### TASK OBJECTIVE
Leave out the pictures and reproduce all of the data exactly.
----------
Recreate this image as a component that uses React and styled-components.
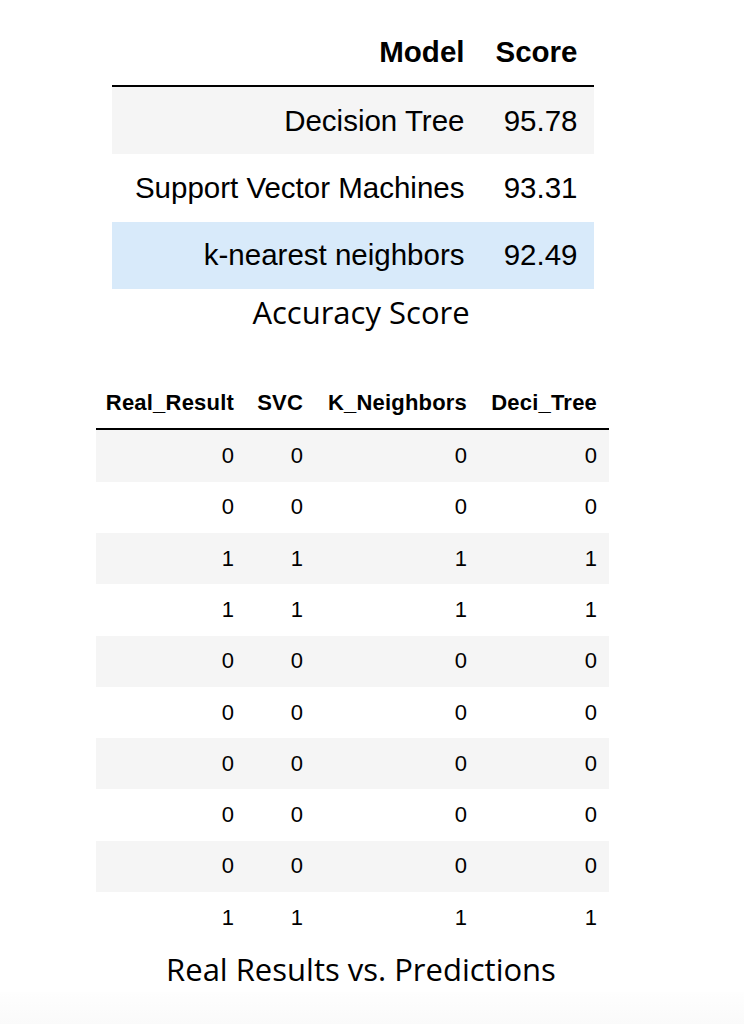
import React from "react";
import styled, { createGlobalStyle } from "styled-components";

const GlobalStyle = createGlobalStyle`
  html, body {
    margin: 0;
    padding: 0;
    background: #fff;
  }
  body {
    font-family: "Liberation Sans", Arial, sans-serif;
    color: #000;
  }
`;

const scores = [
  { model: "Decision Tree", score: "95.78", bg: "#f5f5f5" },
  { model: "Support Vector Machines", score: "93.31", bg: "#fff" },
  { model: "k-nearest neighbors", score: "92.49", bg: "#d8eafa" },
];

const predictions = [
  [0, 0, 0, 0],
  [0, 0, 0, 0],
  [1, 1, 1, 1],
  [1, 1, 1, 1],
  [0, 0, 0, 0],
  [0, 0, 0, 0],
  [0, 0, 0, 0],
  [0, 0, 0, 0],
  [0, 0, 0, 0],
  [1, 1, 1, 1],
];

function App() {
  return (
    <>
      <GlobalStyle />
      <Page>
        <Table $width={482}>
          <Row $cols="368px 114px" $h={67} $fs={29.5} $head>
            <Cell $pad={15} $bold>Model</Cell>
            <Cell $pad={16} $bold>Score</Cell>
          </Row>
          {scores.map((s) => (
            <Row key={s.model} $cols="368px 114px" $h={67.3} $fs={29.5} $bg={s.bg}>
              <Cell $pad={15}>{s.model}</Cell>
              <Cell $pad={16}>{s.score}</Cell>
            </Row>
          ))}
        </Table>
        <Caption $top={5}>Accuracy Score</Caption>

        <Table $width={513} $gap={47}>
          <Row $cols="150px 69px 164px 130px" $h={50.5} $fs={22} $ls={0.2} $head>
            <Cell $pad={12} $bold>Real_Result</Cell>
            <Cell $pad={12} $bold>SVC</Cell>
            <Cell $pad={12} $bold>K_Neighbors</Cell>
            <Cell $pad={12} $bold>Deci_Tree</Cell>
          </Row>
          {predictions.map((r, i) => (
            <Row
              key={i}
              $cols="150px 69px 164px 130px"
              $h={51.3}
              $fs={22}
              $bg={i % 2 === 0 ? "#f5f5f5" : "#fff"}
            >
              {r.map((v, j) => (
                <Cell key={j} $pad={12}>
                  {v}
                </Cell>
              ))}
            </Row>
          ))}
        </Table>
        <Caption $top={8}>Real Results vs. Predictions</Caption>
        <Footer />
      </Page>
    </>
  );
}

const Page = styled.div`
  width: 705px;
  height: 1024px;
  padding-top: 18px;
  box-sizing: border-box;
  display: flex;
  flex-direction: column;
  align-items: center;
  position: relative;
`;

const Table = styled.div`
  width: ${(p) => p.$width}px;
  margin-top: ${(p) => p.$gap || 0}px;
  display: flex;
  flex-direction: column;
`;

const Row = styled.div`
  display: grid;
  grid-template-columns: ${(p) => p.$cols};
  height: ${(p) => p.$h}px;
  font-size: ${(p) => p.$fs}px;
  letter-spacing: ${(p) => p.$ls || 0}px;
  background: ${(p) => p.$bg || "#fff"};
  border-bottom: ${(p) => (p.$head ? "2px solid #000" : "none")};
`;

const Cell = styled.div`
  display: flex;
  align-items: center;
  justify-content: flex-end;
  padding: 0 ${(p) => p.$pad}px;
  font-weight: ${(p) => (p.$bold ? 700 : 400)};
  white-space: nowrap;
`;

const Caption = styled.div`
  margin-top: ${(p) => p.$top}px;
  padding-left: 17px;
  font-family: "Open Sans", Lato, sans-serif;
  font-size: 31px;
  line-height: 37px;
  text-align: center;
`;

const Footer = styled.div`
  position: absolute;
  left: 0;
  bottom: 0;
  width: 744px;
  height: 32px;
  background: linear-gradient(#fefefe, #fafafa);
`;

export default App;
----------
### TASK OUTPUT
Recreate this image as a component that uses React and styled-components.
import React from "react";
import styled, { createGlobalStyle } from "styled-components";

const GlobalStyle = createGlobalStyle`
  html, body {
    margin: 0;
    padding: 0;
    background: #fff;
  }
  body {
    font-family: "Liberation Sans", Arial, sans-serif;
    color: #000;
  }
`;

const scores = [
  { model: "Decision Tree", score: "95.78", bg: "#f5f5f5" },
  { model: "Support Vector Machines", score: "93.31", bg: "#fff" },
  { model: "k-nearest neighbors", score: "92.49", bg: "#d8eafa" },
];

const predictions = [
  [0, 0, 0, 0],
  [0, 0, 0, 0],
  [1, 1, 1, 1],
  [1, 1, 1, 1],
  [0, 0, 0, 0],
  [0, 0, 0, 0],
  [0, 0, 0, 0],
  [0, 0, 0, 0],
  [0, 0, 0, 0],
  [1, 1, 1, 1],
];

function App() {
  return (
    <>
      <GlobalStyle />
      <Page>
        <Table $width={482}>
          <Row $cols="368px 114px" $h={67} $fs={29.5} $head>
            <Cell $pad={15} $bold>Model</Cell>
            <Cell $pad={16} $bold>Score</Cell>
          </Row>
          {scores.map((s) => (
            <Row key={s.model} $cols="368px 114px" $h={67.3} $fs={29.5} $bg={s.bg}>
              <Cell $pad={15}>{s.model}</Cell>
              <Cell $pad={16}>{s.score}</Cell>
            </Row>
          ))}
        </Table>
        <Caption $top={5}>Accuracy Score</Caption>

        <Table $width={513} $gap={47}>
          <Row $cols="150px 69px 164px 130px" $h={50.5} $fs={22} $ls={0.2} $head>
            <Cell $pad={12} $bold>Real_Result</Cell>
            <Cell $pad={12} $bold>SVC</Cell>
            <Cell $pad={12} $bold>K_Neighbors</Cell>
            <Cell $pad={12} $bold>Deci_Tree</Cell>
          </Row>
          {predictions.map((r, i) => (
            <Row
              key={i}
              $cols="150px 69px 164px 130px"
              $h={51.3}
              $fs={22}
              $bg={i % 2 === 0 ? "#f5f5f5" : "#fff"}
            >
              {r.map((v, j) => (
                <Cell key={j} $pad={12}>
                  {v}
                </Cell>
              ))}
            </Row>
          ))}
        </Table>
        <Caption $top={8}>Real Results vs. Predictions</Caption>
        <Footer />
      </Page>
    </>
  );
}

const Page = styled.div`
  width: 705px;
  height: 1024px;
  padding-top: 18px;
  box-sizing: border-box;
  display: flex;
  flex-direction: column;
  align-items: center;
  position: relative;
`;

const Table = styled.div`
  width: ${(p) => p.$width}px;
  margin-top: ${(p) => p.$gap || 0}px;
  display: flex;
  flex-direction: column;
`;

const Row = styled.div`
  display: grid;
  grid-template-columns: ${(p) => p.$cols};
  height: ${(p) => p.$h}px;
  font-size: ${(p) => p.$fs}px;
  letter-spacing: ${(p) => p.$ls || 0}px;
  background: ${(p) => p.$bg || "#fff"};
  border-bottom: ${(p) => (p.$head ? "2px solid #000" : "none")};
`;

const Cell = styled.div`
  display: flex;
  align-items: center;
  justify-content: flex-end;
  padding: 0 ${(p) => p.$pad}px;
  font-weight: ${(p) => (p.$bold ? 700 : 400)};
  white-space: nowrap;
`;

const Caption = styled.div`
  margin-top: ${(p) => p.$top}px;
  padding-left: 17px;
  font-family: "Open Sans", Lato, sans-serif;
  font-size: 31px;
  line-height: 37px;
  text-align: center;
`;

const Footer = styled.div`
  position: absolute;
  left: 0;
  bottom: 0;
  width: 744px;
  height: 32px;
  background: linear-gradient(#fefefe, #fafafa);
`;

export default App;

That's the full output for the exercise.